Distractions
September 10th, 2006I took a foray into screenwriting that lasted about three years. Not unusual for playwrights to undertake film writing. A lot of us seem to be writing for television, too.
I didn’t plan it. It just came over me one evening. A story announced itself in the way that stories do. A story that clearly wanted to be a movie and not a play. And so I wrote it. It’s a strange story, and trust me, no one even wanted to talk to me about it. If I could figure out how to pick up a camera, making it myself is the only way it will get done. As my first film script, it’s highly flawed by the laws of filmmakers. And very ‘talkie’ of course. I wish I knew how to either adapt this to the stage, or how to re-write it as a film. There’s this cat that plays far too an important role in the story. I love the story as it is too much to change it. That is problematic in and of itself.
To someone accustomed to writing plays, screenwriting is something like a foreign language. After much study and humiliation, I’ve gotten I’m better at being more visual on the page. I still miss visual opportunities and talk, talk, talk. While I believe myself to be a highly visual theatre artist, that doesn’t translate into a screen experience. My stage visuals are stark, sparing, and fluid. Sometimes somewhat surreal.

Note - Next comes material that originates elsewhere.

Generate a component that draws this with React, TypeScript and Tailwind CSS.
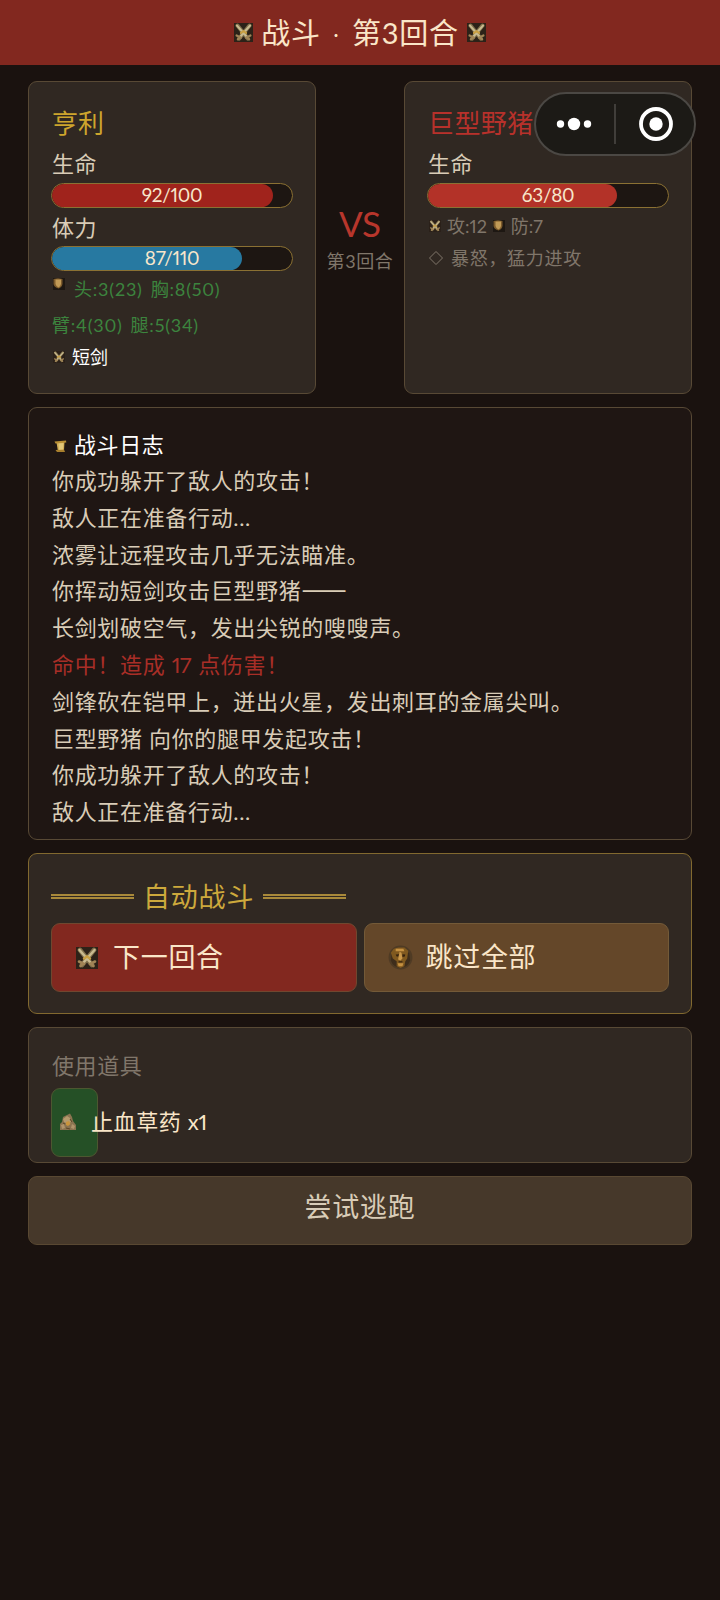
import { ReactNode } from 'react';

type IconProps = { size: number; className?: string };

function SwordsIcon({ size, framed = false, className = '' }: IconProps & { framed?: boolean }) {
  return (
    <svg width={size} height={size} viewBox="0 0 22 22" className={`shrink-0 ${className}`}>
      <rect width="22" height="22" fill={framed ? '#2c2218' : '#2a2019'} />
      <g strokeLinecap="round" fill="none">
        <path d="M4 3 L16 18 M18 3 L6 18" stroke="#81714c" strokeWidth="4.6" />
        <path d="M3.5 3 L14 15 M18.5 3 L8 15" stroke="#c9bb90" strokeWidth="2.4" />
        <path d="M3 14.5 L8 17 M19 14.5 L14 17 M4.5 19 L7 16.5 M17.5 19 L15 16.5" stroke="#a08456" strokeWidth="2.6" />
        <path d="M8 11.5 L11 9.5 L14 11.5" stroke="#c9a043" strokeWidth="2.4" />
      </g>
    </svg>
  );
}

function ShieldIcon({ size, className = '' }: IconProps) {
  return (
    <svg width={size} height={size} viewBox="0 0 12 12" className={`shrink-0 ${className}`}>
      <rect width="12" height="12" fill="#1d1712" />
      <path d="M0.5 1 L5 0.3 L9.5 1 V6 Q9 9 5.5 10.5 Q1 9 0.5 6 Z" fill="#7c5b2c" />
      <path d="M2.5 1.5 H8 V6 Q7.5 8.5 5.5 9.5 Q3 8 2.5 6 Z" fill="#c19a56" />
    </svg>
  );
}

function ScrollIcon() {
  return (
    <svg width="13" height="13" viewBox="0 0 13 13" className="mt-[3px] shrink-0">
      <path d="M2.5 2.5 L10.5 1.5 L10 10.5 L4 11.5 Z" fill="#cfab52" />
      <path d="M0.5 1.6 L12 0.6 L12.3 2.6 L1.5 3.6 Z" fill="#b98f35" />
      <path d="M1.5 10 L10 9.5 L11 12 L3 12 Z" fill="#a87f2d" />
      <path d="M4.5 3.5 L9.5 3 L9 9.5 L5 9.8 Z" fill="#e2c778" />
    </svg>
  );
}

function CoinIcon() {
  return (
    <svg width="25" height="25" viewBox="0 0 26 26" className="shrink-0">
      <circle cx="13" cy="13" r="12.4" fill="#4f3b24" />
      <path d="M3 16 A10.5 10.5 0 0 0 23 16 L22 8 L4 8 Z" fill="#3e2d1b" />
      <path d="M3 8 L6 4 L11 2.5 H17 L21 6 L20 14 L18 17 L17 22 L13 24 L9 22 V17 L5 14 Z" fill="#80591f" />
      <path d="M8 4 H16 L17 6.5 H8 Z M10 19 H16 L15 22 H11 Z" fill="#c59141" />
      <path d="M8 10 L11.5 9.5 L11 12 L9 12 Z M15 9.5 L18 10 L17.5 12 L15 12.5 Z" fill="#35220f" />
      <path d="M12 7 L14 8 L15 14 L13 16 L10.5 15 Z" fill="#c9974a" />
      <path d="M11 17.5 H15" stroke="#35220f" strokeWidth="1.2" />
    </svg>
  );
}

function HerbIcon() {
  return (
    <svg width="18" height="18" viewBox="0 0 18 18" className="shrink-0">
      <path d="M1 17 L1 11 L3 9 L4 4 L8 2 L11 0.5 L13 4 L14 8 L17 12 V17 Z" fill="#8a7350" />
      <path d="M4 6 L8 3 L11 5 L12 9 L9 11 L5 9 Z" fill="#b59a6c" />
      <path d="M7 9 L10 8 L11.5 11 L9 13 L7 12 Z" fill="#c9943c" />
      <path d="M2 12 L5 11 L6 15 L3 16 Z M13 11 L16 13 L15 16 L12 15 Z" fill="#b0946b" />
      <path d="M4 10 L6 11 M11 6 L13 9 M7 15 L11 16" stroke="#5a4526" strokeWidth="1" />
    </svg>
  );
}

function StatBar({ value, max, color }: { value: number; max: number; color: string }) {
  return (
    <div className="relative h-[25px] overflow-hidden rounded-full border border-[#8b7133] bg-[#1d1612]">
      <div className={`h-full rounded-full ${color}`} style={{ width: `${(value / max) * 100}%` }} />
      <span className="absolute inset-0 flex items-center justify-center text-[19px] tracking-[-0.3px] text-[#f7e6cb]">
        {value}/{max}
      </span>
    </div>
  );
}

function Panel({ className, children }: { className: string; children: ReactNode }) {
  return <section className={`rounded-[9px] border px-[22px] ${className}`}>{children}</section>;
}

const LOG = [
  { text: '你成功躲开了敌人的攻击！' },
  { text: '敌人正在准备行动...' },
  { text: '浓雾让远程攻击几乎无法瞄准。' },
  { text: '你挥动短剑攻击巨型野猪——' },
  { text: '长剑划破空气，发出尖锐的嗖嗖声。' },
  { text: '命中！造成 17 点伤害！', hit: true },
  { text: '剑锋砍在铠甲上，迸出火星，发出刺耳的金属尖叫。' },
  { text: '巨型野猪 向你的腿甲发起攻击！' },
  { text: '你成功躲开了敌人的攻击！' },
  { text: '敌人正在准备行动...' },
];

// Dashes take the CJK face so they join up, digits are set tighter
function LogText({ text }: { text: string }) {
  return text.split(/(——|\d+)/).map((part, i) => {
    if (part === '——') {
      return <span key={i} className="font-['Noto_Sans_CJK_SC'] text-[27px] leading-none tracking-normal">{part}</span>;
    }
    if (/^\d+$/.test(part)) {
      return <span key={i} className="mr-[1px] tracking-[-0.6px]">{part}</span>;
    }
    return part;
  });
}

function MiniProgramCapsule() {
  return (
    <div className="absolute left-[534px] top-[92px] flex h-[64px] w-[162px] items-center rounded-full border-2 border-[#4b4844] bg-[#1c1a16]">
      <svg width="158" height="60" viewBox="0 0 158 60">
        <circle cx="24.5" cy="30" r="3.7" fill="#fff" />
        <circle cx="38" cy="30" r="6.2" fill="#fff" />
        <circle cx="51.5" cy="30" r="3.7" fill="#fff" />
        <path d="M79 10 V50" stroke="#4b4844" strokeWidth="1.6" />
        <circle cx="120" cy="30" r="15" fill="none" stroke="#fff" strokeWidth="3.8" />
        <circle cx="120" cy="30" r="6.7" fill="#fff" />
      </svg>
    </div>
  );
}

export default function App() {
  return (
    <div className="relative min-h-[1600px] w-[720px] bg-[#1a120f] font-['Lato','Noto_Sans_CJK_SC',sans-serif] whitespace-nowrap text-[#d9ccb7] proportional-nums">
      <header className="flex h-[65px] items-center justify-center gap-[8px] bg-[#82281f] text-[29px] tracking-[0.8px] text-[#fae6c8]">
        <SwordsIcon size={19} framed />
        <h1>
          战斗<span className="mx-[3px] font-light"> · </span>第3回合
        </h1>
        <SwordsIcon size={19} framed />
      </header>

      <main className="flex flex-col gap-[13px] px-7 pt-4">
        <div className="flex h-[313px]">
          <Panel className="w-[288px] border-[#584935] bg-[#302822] pt-[22px]">
            <h2 className="h-[38px] pl-px text-[26px] leading-[38px] text-[#cda52d]">亨利</h2>
            <div className="h-[41px] pl-px text-[22px] leading-[44px] tracking-[0.6px]">生命</div>
            <StatBar value={92} max={100} color="bg-[#a0231c]" />
            <div className="h-[38px] pl-px text-[22px] leading-[40px] tracking-[0.6px]">体力</div>
            <StatBar value={87} max={110} color="bg-[#2779a1]" />
            <div className="flex h-[36px] text-[18px] leading-[37px] tracking-[0.8px] text-[#3c843e]">
              <ShieldIcon size={12} className="mt-[7px] mr-[9px] ml-[2px]" />
              头:3(23)<span className="ml-[8px]">胸:8(50)</span>
            </div>
            <div className="h-[34px] pl-px text-[18px] leading-[36px] tracking-[0.8px] text-[#3c843e]">
              臂:4(30)<span className="ml-[8px]">腿:5(34)</span>
            </div>
            <div className="flex h-[32px] items-center gap-[7px] text-[18px] text-white">
              <SwordsIcon size={12} className="ml-[2px]" />
              短剑
            </div>
          </Panel>

          <div className="flex w-[88px] flex-col items-center pt-[119px]">
            <div className="text-[35px] leading-[46px] text-[#b8362c]">VS</div>
            <div className="text-[18px] leading-[30px] tracking-[0.6px] text-[#80766a]">第3回合</div>
          </div>

          <Panel className="w-[288px] border-[#584935] bg-[#302822] pt-[22px]">
            <h2 className="h-[38px] pl-px text-[26px] leading-[38px] tracking-[0.4px] text-[#b8312b]">巨型野猪</h2>
            <div className="h-[41px] pl-px text-[22px] leading-[44px] tracking-[0.6px]">生命</div>
            <StatBar value={63} max={80} color="bg-[#b33228]" />
            <div className="flex h-[36px] items-center text-[18px] text-[#80766a]">
              <SwordsIcon size={12} className="mr-[6px] ml-[2px]" />
              攻:12
              <ShieldIcon size={12} className="mx-[6px]" />
              防:7
            </div>
            <div className="flex h-[28px] items-center text-[18px] tracking-[0.7px] text-[#80766a]">
              <svg width="16" height="16" viewBox="0 0 16 16" className="mr-[7px] ml-px">
                <path d="M8 1.5 L14.5 8 L8 14.5 L1.5 8 Z" fill="none" stroke="#80766a" />
              </svg>
              暴怒，猛力进攻
            </div>
          </Panel>
        </div>

        <Panel className="h-[433px] border-[#584935] bg-[#1f1613] pt-[18px]">
          <div className="flex h-[37px] items-center gap-[7px] pl-[3px] text-[22px] tracking-[0.6px] text-white">
            <ScrollIcon />
            战斗日志
          </div>
          {LOG.map((line, i) => (
            <p key={i} className={`h-[36.8px] pl-px text-[22px] leading-[36.8px] tracking-[0.67px] ${line.hit ? 'text-[#a82e27]' : ''}`}>
              <LogText text={line.text} />
            </p>
          ))}
        </Panel>

        <Panel className="h-[161px] border-[#82692f] bg-[#302822] pt-[22px]">
          <div className="flex h-[47px] items-center gap-[9px] pb-1 text-[27px] tracking-[0.8px] text-[#cda93c]">
            <span className="mb-[2px] h-[5px] w-[83px] border-y-2 border-[#a9893a]" />
            自动战斗
            <span className="mb-[2px] h-[5px] w-[83px] border-y-2 border-[#a9893a]" />
          </div>
          <div className="grid grid-cols-2 gap-[7px] text-[27px] tracking-[0.7px] text-[#fae6c8]">
            <button className="flex h-[69px] items-center gap-[15px] rounded-[9px] border border-[#70472f] bg-[#82281f] pl-6">
              <SwordsIcon size={22} framed />
              下一回合
            </button>
            <button className="flex h-[69px] items-center gap-[13px] rounded-[9px] border border-[#735a38] bg-[#644729] pl-[23px]">
              <CoinIcon />
              跳过全部
            </button>
          </div>
        </Panel>

        <Panel className="h-[136px] border-[#584935] bg-[#302822] pt-[19px]">
          <div className="h-[41px] pl-px text-[22px] leading-[38px] tracking-[0.6px] text-[#80766a]">使用道具</div>
          <button className="flex h-[69px] w-[47px] items-center gap-[14px] rounded-[9px] border border-[#4c5730] bg-[#255026] pb-[2px] pl-[7px] text-[22px] tracking-[0.6px] text-[#fae6c8]">
            <HerbIcon />
            <span>
              止血草药 <span className="tracking-[0px]">x1</span>
            </span>
          </button>
        </Panel>

        <button className="h-[69px] rounded-[9px] border border-[#594832] bg-[#46382a] pb-[7px] text-[27px] tracking-[0.7px]">
          尝试逃跑
        </button>
      </main>

      <MiniProgramCapsule />
    </div>
  );
}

My second film script felt, to me, more salable. Still very much not a story for stage. The story was dark and morose and ultimately an independent film in tone. I realized after some experiences with this script, I was not a writer looking for a job in screenwriting. I don’t want someone else telling me what to write. I mean, I can do that, sure. I like telling my own stories. I want to tell my own stories. To do that….well…I’m not sure I have it, yet, in me to pick up a camera myself. That’s what it will take, I know now.
After my third film script, I realized I had written something that ultimately would make a great play, and returned to my senses and put my energies back into playwriting. The Safe Group was happy to see me leave filmwriting behind, having tolerated this long extended vacation away from playwriting longer than they cared to.

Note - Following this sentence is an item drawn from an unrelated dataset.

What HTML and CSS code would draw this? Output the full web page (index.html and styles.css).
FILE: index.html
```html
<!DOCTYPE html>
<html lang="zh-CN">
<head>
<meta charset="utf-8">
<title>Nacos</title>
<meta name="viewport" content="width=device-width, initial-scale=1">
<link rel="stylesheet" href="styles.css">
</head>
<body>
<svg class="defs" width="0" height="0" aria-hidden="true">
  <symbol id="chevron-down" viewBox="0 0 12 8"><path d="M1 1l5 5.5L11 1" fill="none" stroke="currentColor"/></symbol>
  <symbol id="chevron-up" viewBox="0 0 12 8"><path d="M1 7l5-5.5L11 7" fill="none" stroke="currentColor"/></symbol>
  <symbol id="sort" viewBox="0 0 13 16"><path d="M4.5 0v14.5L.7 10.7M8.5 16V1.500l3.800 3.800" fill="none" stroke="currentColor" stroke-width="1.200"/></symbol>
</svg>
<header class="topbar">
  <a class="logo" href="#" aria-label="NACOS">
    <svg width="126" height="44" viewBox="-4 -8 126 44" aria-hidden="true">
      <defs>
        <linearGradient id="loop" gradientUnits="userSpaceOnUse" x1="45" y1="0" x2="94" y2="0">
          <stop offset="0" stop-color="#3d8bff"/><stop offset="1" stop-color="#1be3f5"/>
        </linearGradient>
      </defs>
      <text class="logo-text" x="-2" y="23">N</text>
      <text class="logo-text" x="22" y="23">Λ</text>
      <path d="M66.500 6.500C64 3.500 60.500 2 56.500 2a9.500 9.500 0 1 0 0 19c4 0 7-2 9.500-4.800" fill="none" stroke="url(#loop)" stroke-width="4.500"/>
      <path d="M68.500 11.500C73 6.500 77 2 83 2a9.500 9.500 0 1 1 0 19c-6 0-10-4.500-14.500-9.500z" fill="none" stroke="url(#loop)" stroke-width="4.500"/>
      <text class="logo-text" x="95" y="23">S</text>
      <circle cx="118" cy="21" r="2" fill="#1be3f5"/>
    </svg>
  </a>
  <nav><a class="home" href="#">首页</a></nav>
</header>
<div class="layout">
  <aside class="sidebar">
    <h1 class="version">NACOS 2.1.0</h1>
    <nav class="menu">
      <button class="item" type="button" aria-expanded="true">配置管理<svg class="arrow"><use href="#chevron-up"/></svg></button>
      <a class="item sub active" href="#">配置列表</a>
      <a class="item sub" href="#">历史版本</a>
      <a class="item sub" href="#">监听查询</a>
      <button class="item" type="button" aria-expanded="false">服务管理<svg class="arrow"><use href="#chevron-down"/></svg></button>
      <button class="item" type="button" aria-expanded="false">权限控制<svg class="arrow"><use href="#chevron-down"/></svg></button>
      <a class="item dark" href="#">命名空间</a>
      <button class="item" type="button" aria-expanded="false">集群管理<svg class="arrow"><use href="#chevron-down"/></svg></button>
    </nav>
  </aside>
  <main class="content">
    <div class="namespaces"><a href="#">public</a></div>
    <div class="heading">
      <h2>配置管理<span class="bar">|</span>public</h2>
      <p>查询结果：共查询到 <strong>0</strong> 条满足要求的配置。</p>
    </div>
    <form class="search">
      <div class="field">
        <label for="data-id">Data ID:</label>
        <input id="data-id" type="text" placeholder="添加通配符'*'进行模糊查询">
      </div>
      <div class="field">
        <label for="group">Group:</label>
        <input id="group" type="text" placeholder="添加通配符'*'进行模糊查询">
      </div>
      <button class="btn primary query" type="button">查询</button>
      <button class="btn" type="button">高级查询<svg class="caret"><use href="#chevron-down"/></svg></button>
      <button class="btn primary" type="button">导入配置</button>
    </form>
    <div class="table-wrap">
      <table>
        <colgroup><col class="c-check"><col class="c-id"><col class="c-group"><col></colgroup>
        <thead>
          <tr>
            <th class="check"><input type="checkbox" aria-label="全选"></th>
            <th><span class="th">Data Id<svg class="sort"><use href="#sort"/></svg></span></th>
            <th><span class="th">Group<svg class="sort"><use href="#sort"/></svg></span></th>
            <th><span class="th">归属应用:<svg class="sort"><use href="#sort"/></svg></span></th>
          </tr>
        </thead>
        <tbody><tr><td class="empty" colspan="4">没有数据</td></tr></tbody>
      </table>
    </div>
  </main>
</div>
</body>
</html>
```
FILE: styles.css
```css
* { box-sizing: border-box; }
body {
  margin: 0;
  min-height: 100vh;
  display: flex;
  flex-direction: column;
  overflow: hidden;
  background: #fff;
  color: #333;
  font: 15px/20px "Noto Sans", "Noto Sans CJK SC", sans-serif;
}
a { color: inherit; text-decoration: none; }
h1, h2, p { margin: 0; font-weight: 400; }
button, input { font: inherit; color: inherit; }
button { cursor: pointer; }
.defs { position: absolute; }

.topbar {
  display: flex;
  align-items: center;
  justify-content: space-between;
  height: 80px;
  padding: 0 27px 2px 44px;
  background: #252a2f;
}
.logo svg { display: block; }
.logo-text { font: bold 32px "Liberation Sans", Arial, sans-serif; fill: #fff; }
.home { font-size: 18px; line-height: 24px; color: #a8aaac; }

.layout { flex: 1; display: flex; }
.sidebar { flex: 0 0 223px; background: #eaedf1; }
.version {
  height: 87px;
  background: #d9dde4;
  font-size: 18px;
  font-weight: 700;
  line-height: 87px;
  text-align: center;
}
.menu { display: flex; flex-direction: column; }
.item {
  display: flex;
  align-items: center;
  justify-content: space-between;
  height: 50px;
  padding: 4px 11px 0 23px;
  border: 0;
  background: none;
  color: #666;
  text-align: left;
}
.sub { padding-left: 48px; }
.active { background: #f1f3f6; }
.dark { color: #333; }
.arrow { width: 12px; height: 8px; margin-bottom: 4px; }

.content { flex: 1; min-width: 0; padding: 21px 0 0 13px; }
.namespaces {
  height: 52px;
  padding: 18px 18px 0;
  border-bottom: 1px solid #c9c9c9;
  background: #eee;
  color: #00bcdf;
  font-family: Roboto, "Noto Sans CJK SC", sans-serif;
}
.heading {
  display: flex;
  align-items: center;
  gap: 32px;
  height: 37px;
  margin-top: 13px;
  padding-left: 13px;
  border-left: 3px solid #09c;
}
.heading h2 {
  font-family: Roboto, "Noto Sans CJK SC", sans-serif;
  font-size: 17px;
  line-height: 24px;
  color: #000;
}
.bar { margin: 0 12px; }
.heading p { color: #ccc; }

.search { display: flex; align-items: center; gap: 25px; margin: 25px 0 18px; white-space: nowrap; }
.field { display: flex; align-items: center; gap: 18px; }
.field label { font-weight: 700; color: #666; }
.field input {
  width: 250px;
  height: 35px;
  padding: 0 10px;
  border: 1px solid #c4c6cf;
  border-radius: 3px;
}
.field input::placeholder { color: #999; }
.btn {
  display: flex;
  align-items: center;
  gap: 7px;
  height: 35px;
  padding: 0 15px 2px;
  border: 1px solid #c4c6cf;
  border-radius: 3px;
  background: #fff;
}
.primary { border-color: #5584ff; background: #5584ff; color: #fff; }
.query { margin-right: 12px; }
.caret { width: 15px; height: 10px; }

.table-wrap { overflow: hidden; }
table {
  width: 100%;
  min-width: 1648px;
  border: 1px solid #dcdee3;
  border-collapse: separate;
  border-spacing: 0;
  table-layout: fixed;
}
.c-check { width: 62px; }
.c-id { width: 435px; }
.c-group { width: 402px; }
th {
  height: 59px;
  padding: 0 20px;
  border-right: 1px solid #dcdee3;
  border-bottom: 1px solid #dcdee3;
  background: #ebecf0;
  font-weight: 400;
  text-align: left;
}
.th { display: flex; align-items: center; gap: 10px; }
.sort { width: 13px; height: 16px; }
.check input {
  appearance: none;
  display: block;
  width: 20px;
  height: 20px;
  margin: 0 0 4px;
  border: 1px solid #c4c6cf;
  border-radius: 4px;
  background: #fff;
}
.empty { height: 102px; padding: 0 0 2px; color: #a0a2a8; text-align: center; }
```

Somehow learning a bit of screenwriting opened up my playwriting. It’s allowed me to be bigger in my stage choices, more complex in my theatrical visuals. And while I’m not exploring filmmaking at this juncture, MBH and I are working on an experiment for the smaller screen. Its slow going, in between all our other individual projects, and lots of fun. I’m not supposed to talk about it. We agreed. Hopefully he won’t kick me for saying even that much.
Act two of the play is not yet done. Almost, almost, almost, almost there.
Comments:
I’m trying my hand at a little teleplay stuff. Quite a challenge.
freeman 2006/09/26 at 6:53 AM
I would love to be a screenwriter. It’s been so long since writing one, that I wonder if I can do it. I have a few outlines and all that… The thing that scares me is formatting, which is probably just an excuse.
Laura 2006/09/12 at 3:03 PM
Formatting is easy enough to learn. And, if you want people to take you seriously, you have to learn it. If you go look at the Nicholls Fellowship site, you can download a spec script sample format.
http://www.oscars.org/nicholl/format.html
Still, it’s the structure in “film telling” that’s more important to get the hang of. If you haven’t done so already, check out Lew Hunter’s, Screenwriting 434, or Richard Walter’s Screenwriting, both classics still in vogue.